### Direction
Scan the material that follows. Copy every line containing the word "this".
-- start of Data listing --
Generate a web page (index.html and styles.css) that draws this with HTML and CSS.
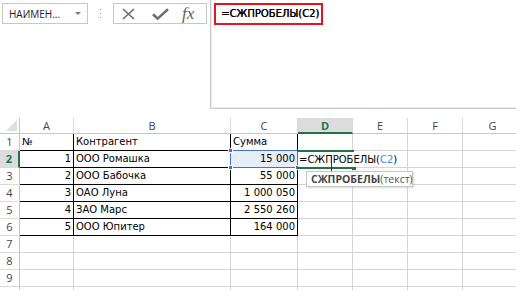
FILE: index.html
```html
<!DOCTYPE html>
<html lang="ru">
<head>
    <meta charset="UTF-8">
    <title>СЖПРОБЕЛЫ</title>
    <link rel="stylesheet" href="styles.css">
</head>
<body>
    <div class="toolbar">
        <div class="namebox">
            <span>НАИМЕН...</span>
            <span class="arrow"></span>
        </div>
        <div class="grip"><i></i><i></i><i></i></div>
        <div class="fxbox">
            <svg class="btn-cancel" width="13" height="12" viewBox="0 0 13 12">
                <path d="M1 1L12 11M12 1L1 11" stroke="#6a6a6a" stroke-width="1.6" fill="none"/>
            </svg>
            <svg class="btn-enter" width="17" height="12" viewBox="0 0 17 12">
                <path d="M1 6.2L5.6 10.6L16 1.2" stroke="#707070" stroke-width="2.6" fill="none"/>
            </svg>
            <span class="fx">fx</span>
        </div>
        <div class="formula">
            <div class="formula-text">=СЖПРОБЕЛЫ(C2)</div>
        </div>
    </div>

    <div class="sheet">
        <div class="grid">
            <div class="corner"></div>
            <div class="ch">A</div>
            <div class="ch">B</div>
            <div class="ch">C</div>
            <div class="ch sel">D</div>
            <div class="ch">E</div>
            <div class="ch">F</div>
            <div class="ch">G</div>

            <div class="rh">1</div>
            <div class="c b">№</div>
            <div class="c b">Контрагент</div>
            <div class="c b">Сумма</div>
            <div class="c"></div><div class="c"></div><div class="c"></div><div class="c"></div>

            <div class="rh sel">2</div>
            <div class="c b r">1</div>
            <div class="c b">ООО Ромашка</div>
            <div class="c b r ref">15 000</div>
            <div class="c"></div><div class="c"></div><div class="c"></div><div class="c"></div>

            <div class="rh">3</div>
            <div class="c b r">2</div>
            <div class="c b">ООО Бабочка</div>
            <div class="c b r">55 000</div>
            <div class="c"></div><div class="c"></div><div class="c"></div><div class="c"></div>

            <div class="rh">4</div>
            <div class="c b r">3</div>
            <div class="c b">ОАО Луна</div>
            <div class="c b r">1 000 050</div>
            <div class="c"></div><div class="c"></div><div class="c"></div><div class="c"></div>

            <div class="rh">5</div>
            <div class="c b r">4</div>
            <div class="c b">ЗАО Марс</div>
            <div class="c b r">2 550 260</div>
            <div class="c"></div><div class="c"></div><div class="c"></div><div class="c"></div>

            <div class="rh">6</div>
            <div class="c b r">5</div>
            <div class="c b">ООО Юпитер</div>
            <div class="c b r">164 000</div>
            <div class="c"></div><div class="c"></div><div class="c"></div><div class="c"></div>

            <div class="rh">7</div>
            <div class="c"></div><div class="c"></div><div class="c"></div>
            <div class="c"></div><div class="c"></div><div class="c"></div><div class="c"></div>

            <div class="rh">8</div>
            <div class="c"></div><div class="c"></div><div class="c"></div>
            <div class="c"></div><div class="c"></div><div class="c"></div><div class="c"></div>

            <div class="rh">9</div>
            <div class="c"></div><div class="c"></div><div class="c"></div>
            <div class="c"></div><div class="c"></div><div class="c"></div><div class="c"></div>

            <div class="rh"></div>
            <div class="c"></div><div class="c"></div><div class="c"></div>
            <div class="c"></div><div class="c"></div><div class="c"></div><div class="c"></div>
        </div>

        <!-- range reference C2 -->
        <div class="ref-box">
            <i class="knob tl"></i><i class="knob bl"></i><i class="knob br"></i>
        </div>

        <!-- active cell D2 in edit mode -->
        <div class="active-box"><i class="handle"></i></div>
        <div class="editor">=СЖПРОБЕЛЫ(<span class="arg">C2</span>)</div>
        <div class="ibeam"></div>

        <div class="tip"><b>СЖПРОБЕЛЫ</b>(текст)</div>
    </div>
</body>
</html>
```

FILE: styles.css
```css
* {
    margin: 0;
    padding: 0;
    box-sizing: border-box;
}

body {
    width: 516px;
    height: 290px;
    overflow: hidden;
    background: #fff;
    font-family: 'Open Sans', 'Liberation Sans', sans-serif;
    font-size: 11px;
    color: #000;
}

/* ---------- formula bar ---------- */

.toolbar {
    display: flex;
    align-items: flex-start;
    height: 109px;
}

.namebox {
    display: flex;
    align-items: center;
    justify-content: space-between;
    width: 86px;
    height: 21px;
    margin: 3px 0 0 2px;
    padding: 0 6px 0 6px;
    border: 1px solid #c6c6c6;
    font-size: 10px;
    color: #222;
}

.arrow {
    width: 0;
    height: 0;
    border-left: 3px solid transparent;
    border-right: 3px solid transparent;
    border-top: 3px solid #7a7a7a;
}

.grip {
    display: flex;
    flex-direction: column;
    align-items: center;
    gap: 3px;
    width: 25px;
    padding-top: 9px;
}

.grip i {
    width: 1px;
    height: 1px;
    background: #999;
}

.fxbox {
    display: flex;
    align-items: center;
    width: 94px;
    height: 21px;
    margin-top: 3px;
    border: 1px solid #c6c6c6;
}

.btn-cancel {
    margin-left: 8px;
}

.btn-enter {
    margin-left: 17px;
}

.fx {
    margin-left: 13px;
    font-family: 'Liberation Serif', serif;
    font-style: italic;
    font-size: 17px;
    color: #5e5e5e;
    line-height: 1;
}

.formula {
    flex: 1;
    height: 109px;
    margin-left: 3px;
    padding: 3px 0 0 3px;
    border-left: 1px solid #c8c8c8;
    border-bottom: 1px solid #c8c8c8;
    box-shadow: inset 1px -1px 0 #ececec;
}

.formula-text {
    width: 109px;
    height: 22px;
    padding-left: 5px;
    border: 2px solid #e8141c;
    font-family: 'DejaVu Sans', 'Open Sans', sans-serif;
    font-size: 10px;
    line-height: 18px;
    text-shadow: 0.4px 0 0 #000;
}

/* ---------- sheet ---------- */

.sheet {
    position: relative;
    height: 172px;
    margin-top: 9px;
    overflow: hidden;
}

.grid {
    display: grid;
    grid-template-columns: 20px 54px 157px 67px 55px 55px 55px 60px;
    grid-template-rows: 16px repeat(10, 17px);
    width: 523px;
}

.grid > div {
    border-right: 1px solid #d4d4d4;
    border-bottom: 1px solid #d4d4d4;
    white-space: nowrap;
    overflow: hidden;
}

.corner {
    position: relative;
    border-color: #c6c6c6 !important;
}

.corner::after {
    content: "";
    position: absolute;
    right: 2px;
    bottom: 2px;
    border-left: 11px solid transparent;
    border-bottom: 11px solid #dfdfdf;
}

.ch {
    text-align: center;
    line-height: 15px;
    color: #444;
    border-right-color: #dadada !important;
    border-bottom-color: #c6c6c6 !important;
}

.rh {
    text-align: center;
    line-height: 16px;
    color: #444;
    border-right-color: #c6c6c6 !important;
    border-bottom-color: #dadada !important;
}

.ch.sel {
    background: #dcdcdc;
    color: #217346;
    font-weight: 700;
    border-bottom: 2px solid #217346 !important;
}

.rh.sel {
    background: #dcdcdc;
    color: #217346;
    font-weight: 700;
    border-right: 2px solid #217346 !important;
}

.c,
.editor {
    font-family: 'DejaVu Sans', 'Open Sans', sans-serif;
    font-size: 10px;
}

.c {
    padding: 0 2px;
    line-height: 16px;
}

.c.b {
    border-right-color: #000;
    border-bottom-color: #000;
}

.c.r {
    text-align: right;
}

.c.ref {
    background: #e6eefa;
}

/* ---------- overlays on the grid ---------- */

.ref-box {
    position: absolute;
    left: 230px;
    top: 32px;
    width: 68px;
    height: 18px;
    border: 1px solid #4472c4;
}

.knob {
    position: absolute;
    width: 5px;
    height: 5px;
    background: #4472c4;
    border: 1px solid #fff;
}

.knob.tl { left: -3px; top: -3px; }
.knob.bl { left: -3px; bottom: -3px; }
.knob.br { right: -3px; bottom: -3px; }

.active-box {
    position: absolute;
    left: 297px;
    top: 32px;
    width: 57px;
    height: 19px;
    border-top: 2px solid #217346;
    border-bottom: 2px solid #217346;
}

.handle {
    position: absolute;
    right: -2px;
    bottom: -3px;
    width: 4px;
    height: 4px;
    background: #217346;
}

.editor {
    position: absolute;
    left: 298px;
    top: 34px;
    height: 15px;
    padding: 0 4px 0 1px;
    background: #fff;
    line-height: 15px;
    white-space: nowrap;
}

.arg {
    color: #4a86d9;
}

.ibeam {
    position: absolute;
    left: 331px;
    top: 38px;
    width: 1px;
    height: 15px;
    background: #333;
}

.tip {
    position: absolute;
    left: 306px;
    top: 53px;
    width: 107px;
    height: 16px;
    padding-left: 4px;
    background: #fff;
    border: 1px solid #c6c6c6;
    box-shadow: 1px 1px 2px rgba(0, 0, 0, 0.15);
    font-size: 10.5px;
    line-height: 14px;
    color: #555;
    white-space: nowrap;
}

.tip b {
    color: #444;
}
```
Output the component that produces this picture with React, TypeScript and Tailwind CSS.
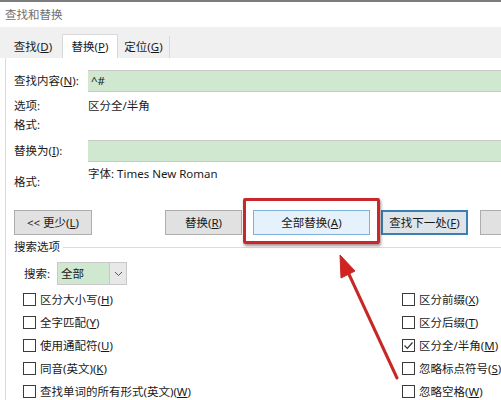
import React from 'react';

function Box({ checked }: { checked?: boolean }) {
  return (
    <div className="flex h-[13px] w-[13px] shrink-0 items-center justify-center border border-[#3a3a3a] bg-white">
      {checked && (
        <svg width="11" height="11" viewBox="0 0 11 11">
          <path d="M1.5 5.5l2.8 2.8L9.5 2.5" fill="none" stroke="#333" strokeWidth="1.2" />
        </svg>
      )}
    </div>
  );
}

function Check({ label, k, checked }: { label: string; k: string; checked?: boolean }) {
  return (
    <div className="flex shrink-0 items-center">
      <Box checked={checked} />
      <span className="ml-[4px] whitespace-nowrap">
        {label}(<u>{k}</u>)
      </span>
    </div>
  );
}

const left = [
  ['区分大小写', 'H'],
  ['全字匹配', 'Y'],
  ['使用通配符', 'U'],
  ['同音(英文)', 'K'],
  ['查找单词的所有形式(英文)', 'W'],
];
const right = [
  ['区分前缀', 'X'],
  ['区分后缀', 'T'],
  ['区分全/半角', 'M'],
  ['忽略标点符号', 'S'],
  ['忽略空格', 'W'],
];

export default function App() {
  return (
    <div className="relative h-[400px] w-[501px] overflow-hidden bg-white font-['Noto_Sans','Noto_Sans_CJK_SC',sans-serif] text-[11.5px] leading-[16px] text-[#1a1a1a]">
      <div className="h-[2px] bg-[#7d7d7d]" />
      <div className="flex h-[25px] items-center pl-[5px] text-[#707070]">查找和替换</div>

      <div className="flex h-[31px] items-end bg-[#f0f0f0] pl-[8px]">
        <div className="flex h-[22px] w-[50px] items-center justify-center">
          查找(<u>D</u>)
        </div>
        <div className="ml-[4px] flex h-[24px] w-[56px] items-center justify-center border-x border-t border-[#d9d9d9] bg-white">
          替换(<u>P</u>)
        </div>
        <div className="flex h-[22px] w-[52px] items-center justify-center border-r border-[#d9d9d9]">
          定位(<u>G</u>)
        </div>
      </div>

      <div className="ml-[5px] h-[342px] border-l border-[#dadada] pl-[8px] pt-[12px]">
        <div className="flex h-[22px] items-center">
          <div className="w-[74px] shrink-0">
            查找内容(<u>N</u>):
          </div>
          <div className="flex h-[22px] flex-1 items-start border-y border-[#c8c8c8] bg-[#cfe8cf] pl-[3px] pt-[2px]">^#</div>
        </div>
        <div className="mt-[5px] flex h-[18px] items-center">
          <div className="w-[74px] shrink-0">选项:</div>
          <div>区分全/半角</div>
        </div>
        <div className="mt-[1px] flex h-[18px] items-center">
          <div className="w-[74px] shrink-0">格式:</div>
        </div>
        <div className="mt-[6px] flex h-[22px] items-center">
          <div className="w-[74px] shrink-0">
            替换为(<u>I</u>):
          </div>
          <div className="h-[22px] flex-1 border-y border-[#c8c8c8] bg-[#cfe8cf]" />
        </div>
        <div className="mt-[4px] flex h-[24px] items-start">
          <div className="mt-[8px] w-[74px] shrink-0">格式:</div>
          <div>字体: Times New Roman</div>
        </div>

        <div className="mt-[20px] flex h-[25px] items-stretch">
          <div className="flex w-[78px] shrink-0 items-center justify-center border border-[#adadad] bg-[#e1e1e1]">
            &lt;&lt; 更少(<u>L</u>)
          </div>
          <div className="ml-[73px] flex w-[77px] shrink-0 items-center justify-center border border-[#adadad] bg-[#e1e1e1]">
            替换(<u>R</u>)
          </div>
          <div className="ml-[11px] flex w-[117px] shrink-0 items-center justify-center border border-[#7fb1dd] bg-[#e5f1fb]">
            全部替换(<u>A</u>)
          </div>
          <div className="ml-[11px] flex w-[87px] shrink-0 items-center justify-center border-2 border-[#3c7fb1] bg-[#dde4ea]">
            查找下一处(<u>F</u>)
          </div>
          <div className="ml-[12px] w-[60px] shrink-0 border border-[#adadad] bg-[#e1e1e1]" />
        </div>

        <div className="mt-[4px] flex h-[16px] items-center">
          <span>搜索选项</span>
          <div className="ml-[3px] h-px flex-1 bg-[#dcdcdc]" />
        </div>

        <div className="mt-[7px] flex h-[23px] items-center pl-[10px]">
          <div className="w-[33px] shrink-0">搜索:</div>
          <div className="flex h-[23px] w-[70px] shrink-0 border border-[#c8c8c8]">
            <div className="flex flex-1 items-center bg-[#cfe8cf] pl-[3px]">全部</div>
            <div className="flex w-[17px] items-center justify-center border-l border-[#c8c8c8] bg-[#e8e8e8]">
              <svg width="9" height="6" viewBox="0 0 9 6">
                <path d="M1 1l3.5 3.5L8 1" fill="none" stroke="#555" strokeWidth="1" />
              </svg>
            </div>
          </div>
        </div>

        <div className="mt-[3px] flex flex-col">
          {left.map(([l, k], i) => (
            <div key={i} className="flex h-[23px] items-center pl-[9px]">
              <div className="w-[379px] shrink-0">
                <Check label={l} k={k} />
              </div>
              <Check label={right[i][0]} k={right[i][1]} checked={i === 2} />
            </div>
          ))}
        </div>
      </div>

      <div className="pointer-events-none absolute left-[243px] top-[198px] h-[46px] w-[137px] rounded-[2px] border-[3px] border-[#c8282b] shadow-[1px_2px_3px_rgba(60,0,0,0.45)]" />

      <svg className="pointer-events-none absolute left-0 top-0" width="501" height="400" viewBox="0 0 501 400">
        <line x1="397" y1="378" x2="347" y2="270" stroke="#c62828" strokeWidth="3" strokeLinecap="round" />
        <polygon points="340,255 355,271 341,278" fill="#d32020" stroke="#c62828" strokeWidth="1" />
      </svg>
    </div>
  );
}
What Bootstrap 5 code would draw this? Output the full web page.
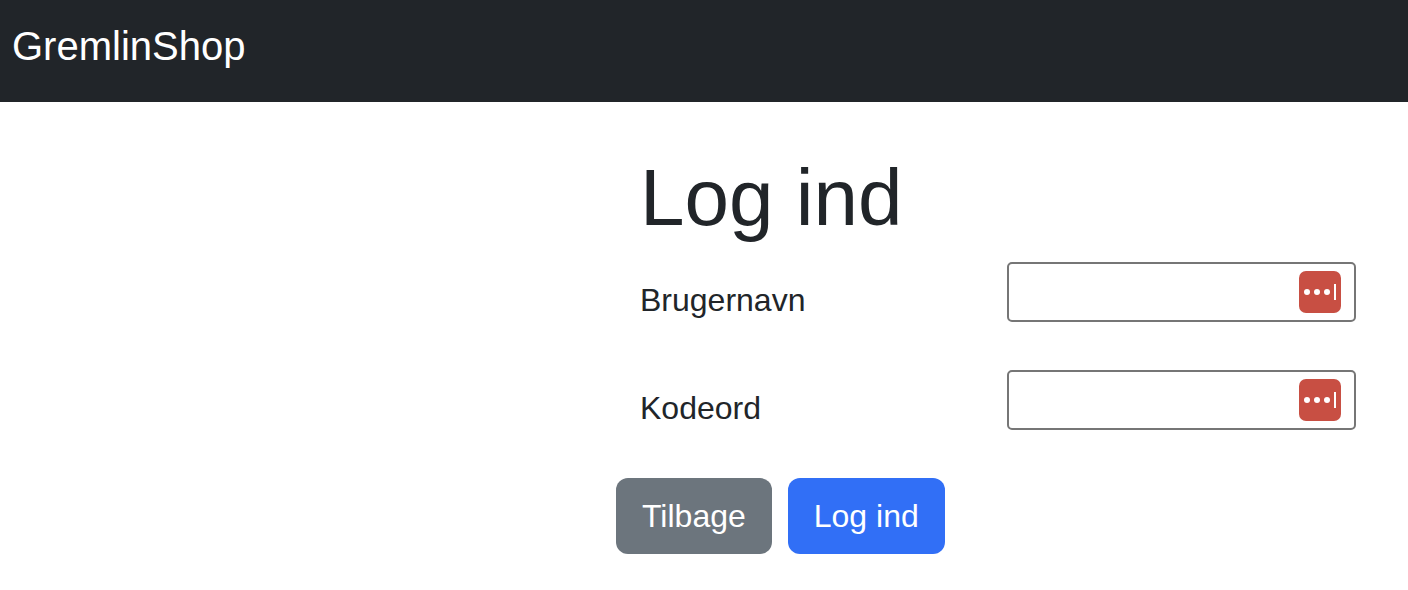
<!DOCTYPE html>
<html lang="en">
<head>
  <meta charset="UTF-8">
  <title>GremlinShop</title>
  <link href="https://cdn.jsdelivr.net/npm/bootstrap@5.3.3/dist/css/bootstrap.min.css" rel="stylesheet">
  <style>
    body { font-family: "Liberation Sans", Arial, sans-serif; font-size: 32px; color: #212529; }
    .top-bar { height: 102px; padding: 0 12px 10px; }
    .top-bar .navbar-brand { font-size: 40px; margin: 0; padding: 0; line-height: 1; }
    .login-wrap { width: 776px; margin-left: 616px; padding-top: 48px; }
    .login-title { font-size: 80px; line-height: 96px; margin: 0 0 16px 24px; font-weight: 400; }
    .field-row { margin-left: 24px; height: 108px; }
    .field-label { width: 367px; padding-top: 19px; line-height: 38px; }
    .field-box { position: relative; width: 349px; }
    .field-box input { height: 60px; border: 2px solid #767676; border-radius: 5px; padding: 0 60px 0 12px; }
    .pass-icon { position: absolute; right: 15px; top: 9px; width: 42px; height: 42px; }
    .action-btn { font-size: 32px; line-height: 48px; padding: 14px 26px; border-radius: 12px; border: 0; }
    .btn-back { background: #6c757d; color: #fff; }
    .btn-login { background: #316ff6; color: #fff; }
  </style>
</head>
<body>
<nav class="navbar top-bar bg-dark">
  <a class="navbar-brand text-white" href="#">GremlinShop</a>
</nav>

<div class="login-wrap">
  <h1 class="login-title">Log ind</h1>
  <div class="d-flex field-row">
    <label class="field-label" for="user">Brugernavn</label>
    <div class="field-box">
      <input id="user" type="text" class="form-control">
      <svg class="pass-icon" viewBox="0 0 42 42"><rect width="42" height="42" rx="7" fill="#c84f43"/><circle cx="8" cy="21" r="3" fill="#fff"/><circle cx="18" cy="21" r="3" fill="#fff"/><circle cx="28" cy="21" r="3" fill="#fff"/><rect x="35" y="13" width="2" height="16" fill="#fff"/></svg>
    </div>
  </div>
  <div class="d-flex field-row">
    <label class="field-label" for="pass">Kodeord</label>
    <div class="field-box">
      <input id="pass" type="password" class="form-control">
      <svg class="pass-icon" viewBox="0 0 42 42"><rect width="42" height="42" rx="7" fill="#c84f43"/><circle cx="8" cy="21" r="3" fill="#fff"/><circle cx="18" cy="21" r="3" fill="#fff"/><circle cx="28" cy="21" r="3" fill="#fff"/><rect x="35" y="13" width="2" height="16" fill="#fff"/></svg>
    </div>
  </div>
  <div class="d-flex gap-3">
    <button class="btn action-btn btn-back">Tilbage</button>
    <button class="btn action-btn btn-login">Log ind</button>
  </div>
</div>
<script src="https://cdn.jsdelivr.net/npm/bootstrap@5.3.3/dist/js/bootstrap.bundle.min.js"></script>
</body>
</html>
-- end of Data listing --
### Exercise output
Generate a web page (index.html and styles.css) that draws this with HTML and CSS.
Output the component that produces this picture with React, TypeScript and Tailwind CSS.
What Bootstrap 5 code would draw this? Output the full web page.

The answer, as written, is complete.